Separation and quantification of sn-1 and sn-2 fatty acid positional isomers in phosphatidylcholine by RPLC-ESIMS/MS

• Published in: Journal of biochemistry (Tokyo) Vol. 147; no. 2; pp. 245 - 256
• Main Authors: Nakanishi, Hiroki, Iida, Yasuhiro, Shimizu, Takao, Taguchi, Ryo
• Format: Journal Article
• Language: English
• Published: England Japanese Biochemical Society 01.02.2010; Oxford University Press
• Subjects: Animals; Brain - metabolism; Chromatography, High Pressure Liquid - methods; Fatty Acids - chemistry; Fatty Acids - isolation & purification; Isomerism; liquid chromatography; Liver - metabolism; Male; mass spectrometry; Mice; Mice, Inbred C57BL; Myocardium - metabolism; Phosphatidylcholine; Phosphatidylcholines - chemistry; Phosphatidylcholines - isolation & purification; positional isomer; Spectrometry, Mass, Electrospray Ionization; Tandem Mass Spectrometry; Phosphatidylcholine; liquid chromatography; mass spectrometry; positional isomer
• ISSN: 0021-924X; 1756-2651
• DOI: 10.1093/jb/mvp171

Endogenous phosphatidylcholine in biological membranes exists as isomers with acyl moieties at the sn-1 or sn-2 positions of the glycerol backbone. However, detailed biochemical information on these positional isomers is not generally available. This study is the first report on the separation and identification of positional isomers of endogenous phosphatidylcholine using reversed-phase LC-ESIMS/MS. The separation of positional isomers in PC was achieved by using ultra performance LC, which uses a high-resolution HPLC system. To identify positional isomers in individual PC species, their lyso-PC-related fragments and fatty acids, which were obtained by MS/MS analysis in the negative ion mode, were used. From the application results of biological samples, the lipid extracts of mouse brain were found to be abundant in PC containing 22:6 at the sn-1 position of the glycerol backbone.
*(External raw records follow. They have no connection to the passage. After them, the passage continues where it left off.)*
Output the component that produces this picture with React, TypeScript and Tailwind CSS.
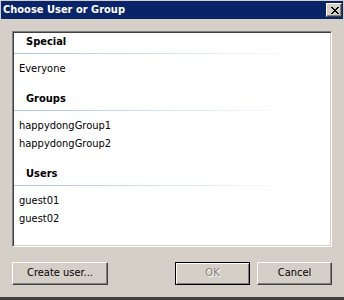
import React from "react";

const sections = [
  { title: "Special", items: ["Everyone"] },
  { title: "Groups", items: ["happydongGroup1", "happydongGroup2"] },
  { title: "Users", items: ["guest01", "guest02"] },
];

function CloseGlyph() {
  const px: [number, number, number][] = [
    [0, 0, 2], [6, 0, 2],
    [1, 1, 2], [5, 1, 2],
    [2, 2, 4],
    [3, 3, 2],
    [2, 4, 4],
    [1, 5, 2], [5, 5, 2],
    [0, 6, 2], [6, 6, 2],
  ];
  return (
    <svg width="8" height="7" viewBox="0 0 8 7" shapeRendering="crispEdges">
      {px.map(([x, y, w], i) => (
        <rect key={i} x={x} y={y} width={w} height={1} fill="#000" />
      ))}
    </svg>
  );
}

export default function App() {
  return (
    <div className="w-[344px] h-[300px] bg-[#d4d0c8] flex flex-col pt-[1px] px-[1px] border-b-[3px] border-b-[#404040] font-['DejaVu_Sans_Condensed','DejaVu_Sans',sans-serif] text-[11px] text-black">
      {/* Title bar */}
      <div className="h-[18px] bg-[#0a246a] flex items-center justify-between pl-[2px] pr-[1px]">
        <div className="self-start pt-[2px] leading-[13px] font-bold text-white">Choose User or Group</div>
        <div className="w-[16px] h-[14px] bg-[#d4d0c8] border border-t-white border-l-white border-r-[#404040] border-b-[#404040] shadow-[inset_-1px_-1px_0_#808080] flex items-center justify-center pl-[1px]">
          <CloseGlyph />
        </div>
      </div>

      {/* List box */}
      <div className="ml-[11px] mt-[12px] w-[320px] h-[216px] bg-white border border-t-[#808080] border-l-[#808080] border-r-white border-b-white shadow-[inset_1px_1px_0_#404040,inset_-1px_-1px_0_#d4d0c8] p-[1px] flex flex-col">
        {sections.map((s) => (
          <div key={s.title} className="flex flex-col pb-[12px]">
            <div className="h-[20px] pt-[2px] pl-[12px] leading-[13px] font-bold">{s.title}</div>
            <div className="h-px w-[284px] bg-linear-to-r from-[#a9c3ee] via-[#d3e0f6] to-white" />
            <div className="pt-[6px] flex flex-col">
              {s.items.map((it) => (
                <div key={it} className="h-[18px] leading-[18px] pl-[5px]">{it}</div>
              ))}
            </div>
          </div>
        ))}
      </div>

      {/* Buttons */}
      <div className="mt-[15px] ml-[11px] w-[320px] flex items-center">
        <div className="w-[96px] h-[23px] border border-t-white border-l-white border-r-[#404040] border-b-[#404040] shadow-[inset_-1px_-1px_0_#808080] flex items-center justify-center">
          Create user...
        </div>
        <div className="ml-auto w-[75px] h-[23px] border border-black shadow-[inset_1px_1px_0_#fff,inset_-1px_-1px_0_#808080] flex items-center justify-center text-[#808080] [text-shadow:1px_1px_0_#fff]">
          OK
        </div>
        <div className="ml-[7px] w-[75px] h-[23px] border border-t-white border-l-white border-r-[#404040] border-b-[#404040] shadow-[inset_-1px_-1px_0_#808080] flex items-center justify-center">
          Cancel
        </div>
      </div>
    </div>
  );
}
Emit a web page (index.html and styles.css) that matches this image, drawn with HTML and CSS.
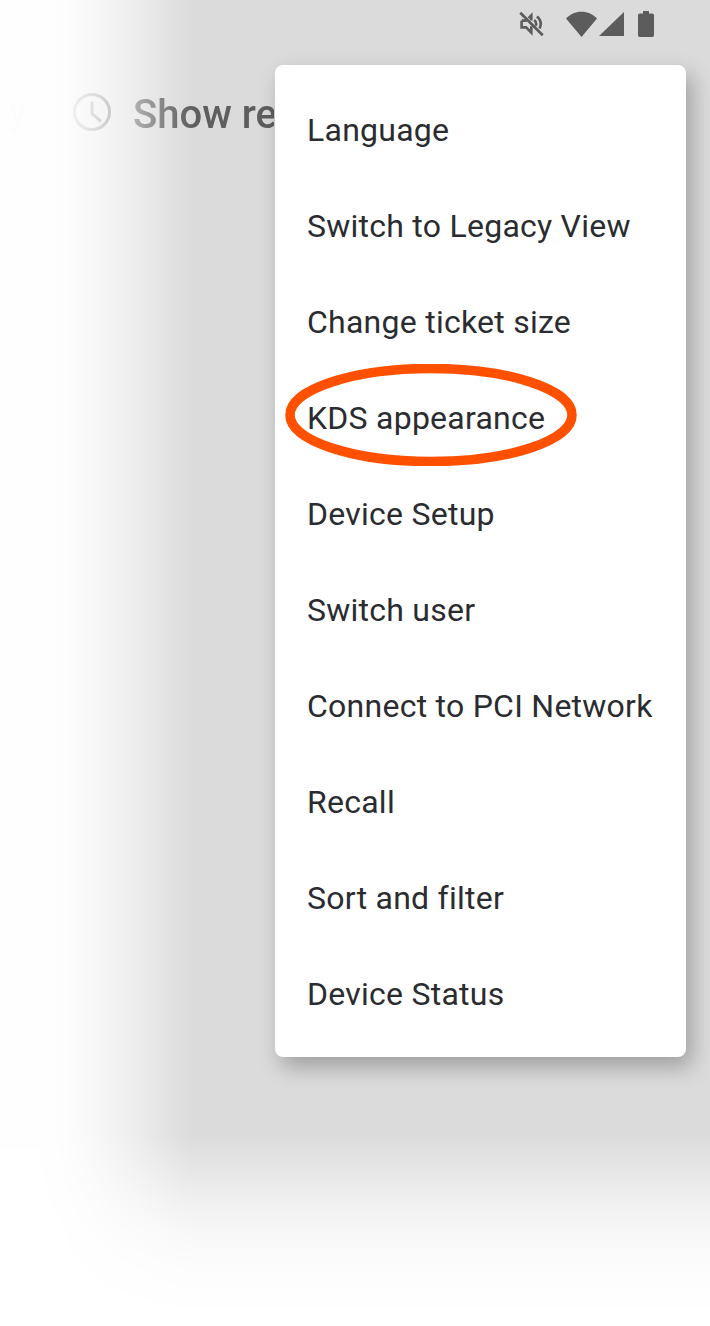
FILE: index.html
```html
<!DOCTYPE html>
<html lang="en">
<head>
<meta charset="utf-8">
<title>KDS menu</title>
<link rel="stylesheet" href="styles.css">
</head>
<body>
<div class="screen">
  <div class="app">
    <div class="statusbar">
      <svg class="ic-mute" viewBox="0 0 24 24" aria-hidden="true">
        <path d="M2.500 8.800v6.400h4.300l5 5v-6M11.800 8.600V3.800L9.200 6.400M7.400 8.800H2.500" fill="none" stroke="#5c5c5c" stroke-width="2.500"/>
        <path d="M14.600 8.200a5 5 0 0 1 1.500 5.600M17.200 4.700c3.600 3 4.500 7.400 2.600 11.700" fill="none" stroke="#5c5c5c" stroke-width="2.500"/>
        <path d="M1.200 1.200l21.600 21.600" stroke="#5c5c5c" stroke-width="2.500"/>
      </svg>
      <svg class="ic-wifi" viewBox="0 0 31 26" aria-hidden="true"><path d="M0 7.600C4 3.200 9.400 .8 15.500 .8S27 3.200 31 7.600L15.500 26z" fill="#5c5c5c"/></svg>
      <svg class="ic-signal" viewBox="0 0 25 24" aria-hidden="true"><path d="M25 0v24H0z" fill="#5c5c5c"/></svg>
      <svg class="ic-battery" viewBox="0 0 16 26" aria-hidden="true"><path d="M5 0h6v2.500h3.200A1.800 1.800 0 0 1 16 4.300v19.900a1.800 1.800 0 0 1-1.800 1.800H1.800A1.800 1.800 0 0 1 0 24.200V4.300a1.800 1.800 0 0 1 1.800-1.800H5z" fill="#5c5c5c"/></svg>
    </div>
    <div class="toolbar">
      <span class="tab-end">y</span>
      <svg class="ic-clock" viewBox="0 0 38 38" aria-hidden="true">
        <circle cx="19" cy="19" r="17.500" fill="none" stroke="#5a5a5a" stroke-width="3"/>
        <path d="M19 8.500V20.500l9 8" fill="none" stroke="#5a5a5a" stroke-width="3"/>
      </svg>
      <span class="toggle-label">Show re</span>
    </div>
  </div>

  <nav class="menu">
    <div class="menu-item">Language</div>
    <div class="menu-item">Switch to Legacy View</div>
    <div class="menu-item">Change ticket size</div>
    <div class="menu-item">KDS appearance</div>
    <div class="menu-item">Device Setup</div>
    <div class="menu-item">Switch user</div>
    <div class="menu-item">Connect to PCI Network</div>
    <div class="menu-item">Recall</div>
    <div class="menu-item">Sort and filter</div>
    <div class="menu-item">Device Status</div>
  </nav>

  <svg class="callout" viewBox="0 0 292 102" aria-hidden="true">
    <ellipse cx="146" cy="51" rx="141" ry="46.500" fill="none" stroke="#ff5000" stroke-width="9.500"/>
  </svg>
</div>
</body>
</html>
```

FILE: styles.css
```css
* {
  box-sizing: border-box;
}

html,
body {
  margin: 0;
  padding: 0;
  background: #ffffff;
}

body {
  font-family: Roboto, "Liberation Sans", sans-serif;
}

.screen {
  position: relative;
  width: 710px;
  height: 1326px;
  overflow: hidden;
  background: #ffffff;
}

.app {
  height: 100%;
  background: #dbdbdb;
  -webkit-mask-image:
    linear-gradient(to right, rgba(0,0,0,.015) 0, rgba(0,0,0,.015) 40px, rgba(0,0,0,.05) 62px, rgba(0,0,0,.18) 91px, rgba(0,0,0,.5) 136px, rgba(0,0,0,.93) 182px, #000 195px),
    linear-gradient(to bottom, #000 1133px, rgba(0,0,0,.73) 1167px, rgba(0,0,0,.43) 1200px, rgba(0,0,0,.2) 1233px, rgba(0,0,0,.08) 1267px, rgba(0,0,0,.02) 1300px, transparent 1326px);
  mask-image:
    linear-gradient(to right, rgba(0,0,0,.015) 0, rgba(0,0,0,.015) 40px, rgba(0,0,0,.05) 62px, rgba(0,0,0,.18) 91px, rgba(0,0,0,.5) 136px, rgba(0,0,0,.93) 182px, #000 195px),
    linear-gradient(to bottom, #000 1133px, rgba(0,0,0,.73) 1167px, rgba(0,0,0,.43) 1200px, rgba(0,0,0,.2) 1233px, rgba(0,0,0,.08) 1267px, rgba(0,0,0,.02) 1300px, transparent 1326px);
  -webkit-mask-composite: source-in;
  mask-composite: intersect;
}

.statusbar {
  display: flex;
  align-items: center;
  justify-content: flex-end;
  height: 48px;
  padding-right: 56px;
}

.ic-mute {
  width: 25px;
  height: 26px;
  margin-right: 22px;
}

.ic-wifi {
  width: 31px;
  height: 26px;
  margin-right: 2px;
}

.ic-signal {
  width: 25px;
  height: 24px;
  margin-right: 14px;
}

.ic-battery {
  width: 16px;
  height: 26px;
}

.toolbar {
  display: flex;
  align-items: center;
  height: 38px;
  margin-top: 45px;
  padding-left: 9px;
  color: #5e5e5e;
}

.tab-end {
  width: 64px;
  font-size: 36px;
  font-weight: 500;
}

.ic-clock {
  width: 38px;
  height: 38px;
  margin-right: 22px;
}

.toggle-label {
  width: 141px;
  overflow: hidden;
  padding-top: 6px;
  line-height: 44px;
  font-size: 40px;
  font-weight: 500;
  white-space: nowrap;
}

.menu {
  position: absolute;
  top: 65px;
  left: 275px;
  width: 411px;
  height: 992px;
  padding: 17px 0 15px;
  background: #ffffff;
  border-radius: 8px;
  box-shadow: 6px 10px 22px rgba(0, 0, 0, .28);
}

.menu-item {
  height: 96px;
  padding-left: 32px;
  line-height: 96px;
  font-size: 32px;
  letter-spacing: .25px;
  color: #2a2c30;
  white-space: nowrap;
}

.callout {
  position: absolute;
  top: 364px;
  left: 285px;
  width: 292px;
  height: 102px;
}
```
However, the lipid extracts from mouse heart and liver were not abundant in positional isomers. This achievement demonstrates that the relative amounts of positional isomers in various tissues or molecular species differ. These results will be useful for the clarification of the biological mechanisms of remodelling enzymes such as phospholipase and acyltransferase. Thus, our report provides a novel and critical milestone in understanding how molecular composition of phospholipids is established and their biological roles.